▶ **DATA PROVIDED**
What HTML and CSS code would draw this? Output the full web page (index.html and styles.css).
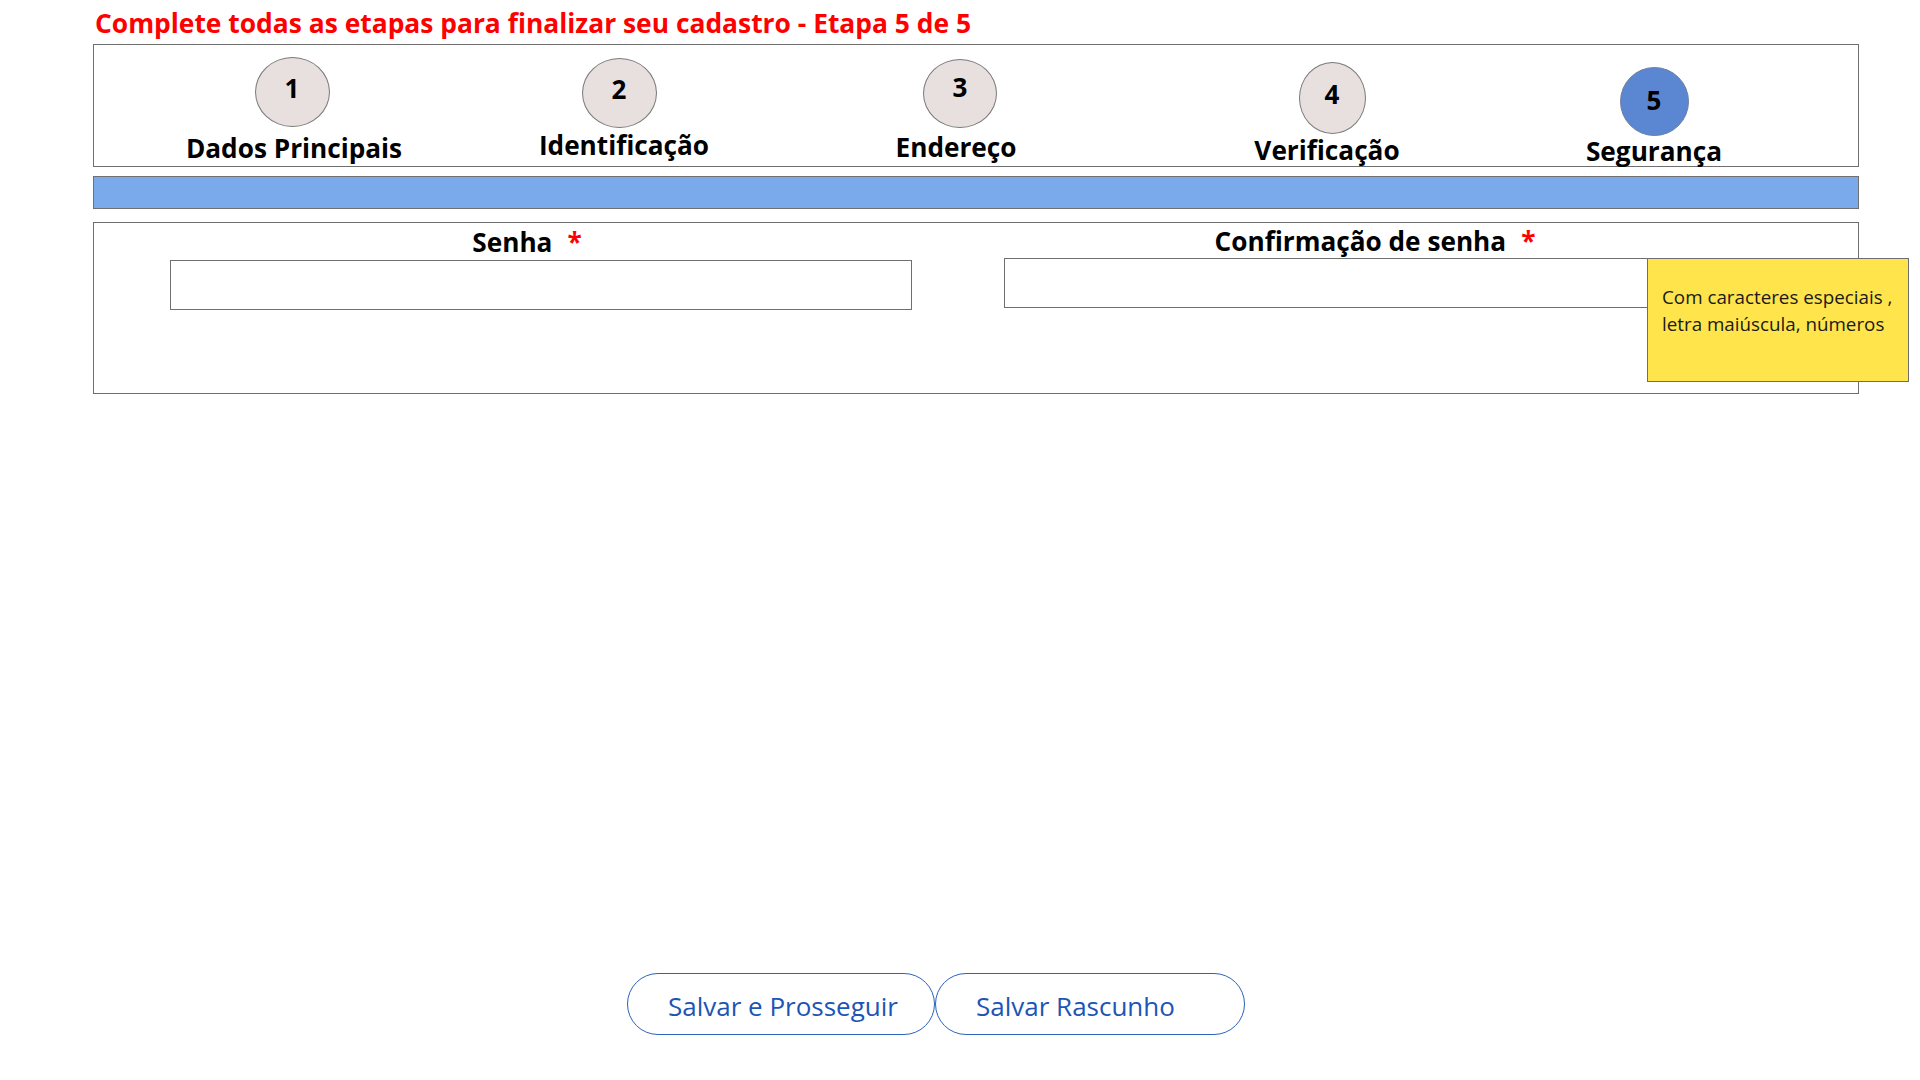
FILE: index.html
```html
<!DOCTYPE html>
<html lang="pt-BR">
<head>
<meta charset="utf-8">
<title>Cadastro - Etapa 5 de 5</title>
<link rel="stylesheet" href="styles.css">
</head>
<body>
<div class="page">
  <h1 class="title">Complete todas as etapas para finalizar seu cadastro - Etapa 5 de 5</h1>

  <div class="stepper">
    <div class="step step-1">
      <div class="circle">1</div>
      <div class="step-label">Dados Principais</div>
    </div>
    <div class="step step-2">
      <div class="circle">2</div>
      <div class="step-label">Identificação</div>
    </div>
    <div class="step step-3">
      <div class="circle">3</div>
      <div class="step-label">Endereço</div>
    </div>
    <div class="step step-4">
      <div class="circle">4</div>
      <div class="step-label">Verificação</div>
    </div>
    <div class="step step-5 is-active">
      <div class="circle">5</div>
      <div class="step-label">Segurança</div>
    </div>
  </div>

  <div class="progress"></div>

  <div class="form-box">
    <div class="field field-a">
      <label class="field-label" for="senha">Senha<span class="req">*</span></label>
      <input class="field-input" id="senha" type="password">
    </div>
    <div class="field field-b">
      <label class="field-label" for="confirma">Confirmação de senha<span class="req">*</span></label>
      <input class="field-input" id="confirma" type="password">
    </div>
    <div class="tooltip">Com caracteres especiais ,<br>letra maiúscula, números</div>
  </div>

  <div class="actions">
    <button class="btn btn-primary" type="button">Salvar e Prosseguir</button>
    <button class="btn btn-secondary" type="button">Salvar Rascunho</button>
  </div>
</div>
</body>
</html>
```

FILE: styles.css
```css
* { box-sizing: border-box; }

html, body {
  margin: 0;
  padding: 0;
  background: #ffffff;
}

body {
  font-family: "Open Sans", "Noto Sans", sans-serif;
  color: #000;
}

.page {
  padding: 6px 61px 0 93px;
}

.title {
  margin: 0 0 4px 2px;
  font-size: 26.4px;
  line-height: 34px;
  font-weight: 700;
  color: #ff0000;
  white-space: nowrap;
}

/* ---------- stepper ---------- */
.stepper {
  height: 123px;
  border: 1px solid #6f6f6f;
  display: grid;
  grid-template-columns: 324px 330px 352px 392px 252px;
  padding-left: 36px;
  align-items: start;
}

.step {
  display: flex;
  flex-direction: column;
  align-items: center;
}

.circle {
  display: flex;
  align-items: center;
  justify-content: center;
  border: 1px solid #7a7a7a;
  border-radius: 50%;
  background: #e8dfdf;
  font-size: 26px;
  font-weight: 700;
  line-height: 1;
  color: #000;
}

.step-label {
  font-size: 26.2px;
  font-weight: 700;
  line-height: 30px;
  white-space: nowrap;
}

.step-1 .circle { width: 75px; height: 70px; margin-top: 12px; padding-bottom: 9px; }
.step-1 .step-label { margin-top: 6px; padding-left: 4px; }

.step-2 .circle { width: 75px; height: 70px; margin-top: 13px; padding-bottom: 9px; }
.step-2 .step-label { margin-top: 2px; padding-left: 10px; }

.step-3 .circle { width: 74px; height: 69px; margin-top: 14px; padding-bottom: 14px; }
.step-3 .step-label { margin-top: 4px; padding-right: 8px; }

.step-4 .circle { width: 67px; height: 72px; margin-top: 17px; padding-bottom: 9px; }
.step-4 .step-label { margin-top: 1px; padding-right: 10px; }

.step-5 .circle { width: 69px; height: 69px; margin-top: 22px; padding-bottom: 3px; }
.step-5 .step-label { margin-top: 0; }

.is-active .circle {
  background: #5b87d2;
  border-color: #6b7ea0;
}

/* ---------- progress bar ---------- */
.progress {
  margin-top: 9px;
  height: 33px;
  border: 1px solid #6f6f6f;
  background: #7aaaeb;
}

/* ---------- form ---------- */
.form-box {
  position: relative;
  margin-top: 13px;
  height: 172px;
  border: 1px solid #6f6f6f;
  display: grid;
  grid-template-columns: 742px 742px;
  column-gap: 92px;
  padding-left: 76px;
  align-items: start;
}

.field {
  display: flex;
  flex-direction: column;
}

.field-label {
  display: block;
  text-align: center;
  font-size: 26.2px;
  font-weight: 700;
  line-height: 30px;
  white-space: nowrap;
}

.req {
  color: #ff0000;
  margin-left: 15px;
}

.field-input {
  display: block;
  width: 100%;
  height: 50px;
  border: 1px solid #6f6f6f;
  border-radius: 0;
  background: #fff;
  font-family: inherit;
  font-size: 20px;
  padding: 0 10px;
  outline: none;
}

.field-a .field-label { padding-top: 4px; padding-right: 28px; }
.field-a .field-input { margin-top: 3px; }

.field-b .field-label { padding-top: 3px; }
.field-b .field-input { margin-top: 2px; }

.tooltip {
  position: absolute;
  left: 1553px;
  top: 35px;
  width: 262px;
  height: 124px;
  background: #ffe44c;
  border: 1px solid #6f6f6f;
  padding: 25px 6px 0 14px;
  font-size: 18.8px;
  line-height: 27px;
  color: #1a1a1a;
  white-space: nowrap;
}

/* ---------- actions ---------- */
.actions {
  display: flex;
  margin-top: 579px;
  padding-left: 534px;
}

.btn {
  height: 62px;
  width: 308px;
  border: 1px solid #2b62be;
  border-radius: 31px;
  background: #fff;
  color: #1c55b4;
  font-family: inherit;
  font-size: 26px;
  font-weight: 400;
  text-align: left;
  padding: 3px 0 0 40px;
  cursor: pointer;
  white-space: nowrap;
}

.btn-secondary {
  width: 310px;
}
```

▶ **THE PROBLEM**
Write out the listing above exactly as it stands, pictures excluded.

▶ **EXERCISE RESPONSE**
What HTML and CSS code would draw this? Output the full web page (index.html and styles.css).
FILE: index.html
```html
<!DOCTYPE html>
<html lang="pt-BR">
<head>
<meta charset="utf-8">
<title>Cadastro - Etapa 5 de 5</title>
<link rel="stylesheet" href="styles.css">
</head>
<body>
<div class="page">
  <h1 class="title">Complete todas as etapas para finalizar seu cadastro - Etapa 5 de 5</h1>

  <div class="stepper">
    <div class="step step-1">
      <div class="circle">1</div>
      <div class="step-label">Dados Principais</div>
    </div>
    <div class="step step-2">
      <div class="circle">2</div>
      <div class="step-label">Identificação</div>
    </div>
    <div class="step step-3">
      <div class="circle">3</div>
      <div class="step-label">Endereço</div>
    </div>
    <div class="step step-4">
      <div class="circle">4</div>
      <div class="step-label">Verificação</div>
    </div>
    <div class="step step-5 is-active">
      <div class="circle">5</div>
      <div class="step-label">Segurança</div>
    </div>
  </div>

  <div class="progress"></div>

  <div class="form-box">
    <div class="field field-a">
      <label class="field-label" for="senha">Senha<span class="req">*</span></label>
      <input class="field-input" id="senha" type="password">
    </div>
    <div class="field field-b">
      <label class="field-label" for="confirma">Confirmação de senha<span class="req">*</span></label>
      <input class="field-input" id="confirma" type="password">
    </div>
    <div class="tooltip">Com caracteres especiais ,<br>letra maiúscula, números</div>
  </div>

  <div class="actions">
    <button class="btn btn-primary" type="button">Salvar e Prosseguir</button>
    <button class="btn btn-secondary" type="button">Salvar Rascunho</button>
  </div>
</div>
</body>
</html>
```

FILE: styles.css
```css
* { box-sizing: border-box; }

html, body {
  margin: 0;
  padding: 0;
  background: #ffffff;
}

body {
  font-family: "Open Sans", "Noto Sans", sans-serif;
  color: #000;
}

.page {
  padding: 6px 61px 0 93px;
}

.title {
  margin: 0 0 4px 2px;
  font-size: 26.4px;
  line-height: 34px;
  font-weight: 700;
  color: #ff0000;
  white-space: nowrap;
}

/* ---------- stepper ---------- */
.stepper {
  height: 123px;
  border: 1px solid #6f6f6f;
  display: grid;
  grid-template-columns: 324px 330px 352px 392px 252px;
  padding-left: 36px;
  align-items: start;
}

.step {
  display: flex;
  flex-direction: column;
  align-items: center;
}

.circle {
  display: flex;
  align-items: center;
  justify-content: center;
  border: 1px solid #7a7a7a;
  border-radius: 50%;
  background: #e8dfdf;
  font-size: 26px;
  font-weight: 700;
  line-height: 1;
  color: #000;
}

.step-label {
  font-size: 26.2px;
  font-weight: 700;
  line-height: 30px;
  white-space: nowrap;
}

.step-1 .circle { width: 75px; height: 70px; margin-top: 12px; padding-bottom: 9px; }
.step-1 .step-label { margin-top: 6px; padding-left: 4px; }

.step-2 .circle { width: 75px; height: 70px; margin-top: 13px; padding-bottom: 9px; }
.step-2 .step-label { margin-top: 2px; padding-left: 10px; }

.step-3 .circle { width: 74px; height: 69px; margin-top: 14px; padding-bottom: 14px; }
.step-3 .step-label { margin-top: 4px; padding-right: 8px; }

.step-4 .circle { width: 67px; height: 72px; margin-top: 17px; padding-bottom: 9px; }
.step-4 .step-label { margin-top: 1px; padding-right: 10px; }

.step-5 .circle { width: 69px; height: 69px; margin-top: 22px; padding-bottom: 3px; }
.step-5 .step-label { margin-top: 0; }

.is-active .circle {
  background: #5b87d2;
  border-color: #6b7ea0;
}

/* ---------- progress bar ---------- */
.progress {
  margin-top: 9px;
  height: 33px;
  border: 1px solid #6f6f6f;
  background: #7aaaeb;
}

/* ---------- form ---------- */
.form-box {
  position: relative;
  margin-top: 13px;
  height: 172px;
  border: 1px solid #6f6f6f;
  display: grid;
  grid-template-columns: 742px 742px;
  column-gap: 92px;
  padding-left: 76px;
  align-items: start;
}

.field {
  display: flex;
  flex-direction: column;
}

.field-label {
  display: block;
  text-align: center;
  font-size: 26.2px;
  font-weight: 700;
  line-height: 30px;
  white-space: nowrap;
}

.req {
  color: #ff0000;
  margin-left: 15px;
}

.field-input {
  display: block;
  width: 100%;
  height: 50px;
  border: 1px solid #6f6f6f;
  border-radius: 0;
  background: #fff;
  font-family: inherit;
  font-size: 20px;
  padding: 0 10px;
  outline: none;
}

.field-a .field-label { padding-top: 4px; padding-right: 28px; }
.field-a .field-input { margin-top: 3px; }

.field-b .field-label { padding-top: 3px; }
.field-b .field-input { margin-top: 2px; }

.tooltip {
  position: absolute;
  left: 1553px;
  top: 35px;
  width: 262px;
  height: 124px;
  background: #ffe44c;
  border: 1px solid #6f6f6f;
  padding: 25px 6px 0 14px;
  font-size: 18.8px;
  line-height: 27px;
  color: #1a1a1a;
  white-space: nowrap;
}

/* ---------- actions ---------- */
.actions {
  display: flex;
  margin-top: 579px;
  padding-left: 534px;
}

.btn {
  height: 62px;
  width: 308px;
  border: 1px solid #2b62be;
  border-radius: 31px;
  background: #fff;
  color: #1c55b4;
  font-family: inherit;
  font-size: 26px;
  font-weight: 400;
  text-align: left;
  padding: 3px 0 0 40px;
  cursor: pointer;
  white-space: nowrap;
}

.btn-secondary {
  width: 310px;
}
```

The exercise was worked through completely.